Мы старались не смотреть на сверкающий снежный покров, но не смотреть было невозможно, потому что он полыхал повсюду. И даже под ногами снег искрился и жёг глаза. Когда пришёл вечер, мы были пьяными: кружилась голова, глаза слезились и болели. А на следующее утро встало всё то же яркое солнце, и невмоготу было дождаться, когда оно уберётся за горизонт. Продовольствие, как ни экономили, кончилось через неделю, и наступил голод.
Капитан Трубников, обходил солдат, снова и снова убеждал нас, что русские своих не бросают и надо потерпеть ещё чуть-чуть. «Держитесь, братцы! Помощь уже идёт!» Однажды кто-то сказал: «Рады терпеть, ваше высокоблагородие, но без еды трудно терпится». Трубников стоял аккурат против меня. Посмотрел, посмотрел и говорит: «Слушай, Юстус, на тебе ведь ремень кожаный?» – «Кожаный, а что?» – «А то! Кожа, она с животного, значит можно ремень съесть. Давайте, братцы, пока помощь идёт, пожуём сыромятных ремешков!»
Съели ремни. Экономно ели, а помощь не шла. И уже столько ослепших было от горного снега и солнца, а ещё больше помороженных, и уже первые умершие. А по ночам со звёздного неба глядело отчаяние. Люди лежали, прижавшись друг к другу, чтобы было теплее и ждали конца, потому что турецкий плен казался страшнее голодной смерти.
Но однажды утром раскатились по горам винтовочные залпы, и мы увидели под горой своих, родных, русских. «За мной, ребята! Ура!» – закричал Трубников, и мы побежали за ним навстречу нашим. Кто как мог. На обмороженных ногах. Турки разваливались в стороны как масло под ножом. Дождались. Вызволили свои.

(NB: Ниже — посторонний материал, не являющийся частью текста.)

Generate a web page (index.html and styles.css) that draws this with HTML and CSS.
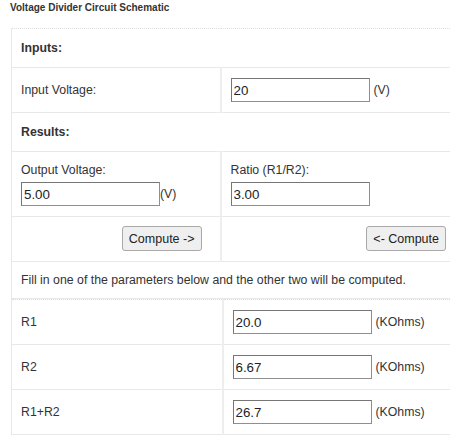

Меня с твоим отцом отправили в Тифлис на лечение и отдых. Сильно боялись, что ослепнем, но, слава богу, зрение вернулось. В шестнадцатом году опять на фронт. Попали в наш старый полк, а его командиром был тот самый Трубников, только уже подполковник. В апреле взяли Трапезунд, пошли дальше, а в конце лета прилетел нам с Эдуардом турецкий снаряд, один на двоих, но хватило его обоим. Переправили через море в госпиталь в Крым.
А тут революции пошли. Митинги каждый день, кричали до боли гортанной. Ах, как пьянила свобода! Как бредили справедливостью! Сотни лет терпели, и вот, дождались! Одним рывком можно её достичь. Ещё чуть-чуть. Ещё напрячь мозги и станет ясно, как это сделать. Но не получалось. Чем больше говорили ораторы, тем больше путали, напускали туману. Возвращались в казармы с распухшей головой. Кому верить непонятно, все правильно говорят, да почему-то ненавидят друг друга.
А тут, весной, в светлый месяц май приказ – опять на фронт, снова с турками драться. «Кто приказал?» – «Сам Керенский». – «К чёртовой матери вашего Керенского!» – Ах вы, сволочи! Думаете цацкаться с вами будем?!»
И подошла к казармам конница. Всадники в косматых шапках, глаза зверские – изрубят похлеще турок, глазом не моргнут. Силы неравны. Пришлось подчиниться. Но какую злобу затаили! И всё стало ясно: офицерьё проклятое, помещичьи выползки! Разве они позволят мужику землю взять! Ну подождите! Попадём мы с вами в Россию! Теперь не обманете, оружие мы вам, как в пятом году, не сдадим! О, как все ненавидели начальство! Даже мы, немцы, у которых никогда не было крепостного права! Но разве у нас земля справедливо поделена?! Разве у нас нет богатых мироедов и несчастных бедняков? Разве не мучают Ройши таких, как твой отец?!
Но с другой стороны, я чувствовал, что не все офицеры наши враги. Нет, не враг солдатам подполковник Трубников, сидевший с нами в окружении на снежной горе, так же, как мы, съевший свои ремни, бежавший впереди нас на турок!